Além do Crivella, no Rio, nós temos candidato em São Paulo, que pode ser o Celso Russomanno. Temos o Luizão Goulart, em Curitiba, que é deputado estadual. Nossa meta, apesar de audaciosa e difícil, não é impossível, é eleger 10% dos prefeitos, ou seja, algo em torno de 550. Nós elegemos 106 prefeitos na última eleição e 1.200 vereadores. Agora, a meta é eleger 3.500 vereadores.

Como o partido vai se posicionar?

O partido se coloca abertamente como movimento político conservador liberal. De centro direita, não de extrema direita.

O ministro Heleno disse que o Congresso está fazendo “chantagem” com o governo sobre a questão do Orçamento.
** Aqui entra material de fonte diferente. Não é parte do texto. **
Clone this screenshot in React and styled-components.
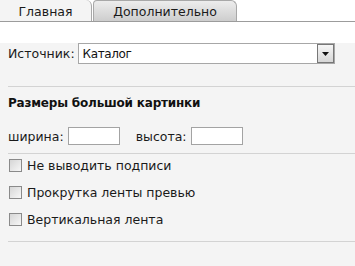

Como o sr. avalia essa declaração?

É uma fala desrespeitosa. Não vi ninguém fazendo chantagem, isso é democracia. Nós votamos. O presidente vetou e nós derrubaremos ou manteremos (o veto).

Existe uma disputa na Câmara para assumir o comando da Comissão de Constituição e Justiça (CCJ). O Republicanos deve ficar com ela?

Isso foi um acordo do presidente Rodrigo Maia para a reeleição dele. Ele fez um acordo conosco de que a CCJ ficaria com o Republicanos no ano de 2020.

O MDB também diz ter um acordo com Rodrigo Maia. Ele fez mais de um acordo, então?

Acho que não, eu confio na palavra dele. O que ele me diz é que o acordo é que nós teríamos a CCJ em 2020 e o MDB e o PDT nos próximos dois anos.

Existe uma iniciativa de Rodrigo Maia e do presidente do Senado, Davi Alcolumbre, de tentarem a reeleição?

Eu nunca ouvi essa disposição diretamente do Davi Alcolumbre. Do Rodrigo Maia, em algumas ocasiões, ele disse que não iria fazer nenhum movimento para que isso acontecesse. Disse até ser contrário. Eu já falei para o Rodrigo que o Republicanos não tem condição de votar uma PEC (Proposta de Emenda à Constituição) para dar reeleição mais uma vez. É muito casuísmo.

O sr. é candidato à Presidência da Câmara?

Não sou candidato, mas também não vou dizer que sou, acho que tem que aguardar, está muito cedo.

A bancada evangélica quer tentar imunidade tributária na reforma tributária?

A Constituição fala que são para templos de qualquer culto. Fala-se muito da bancada evangélica, mas se isso ocorrer todas as religiões serão beneficiadas.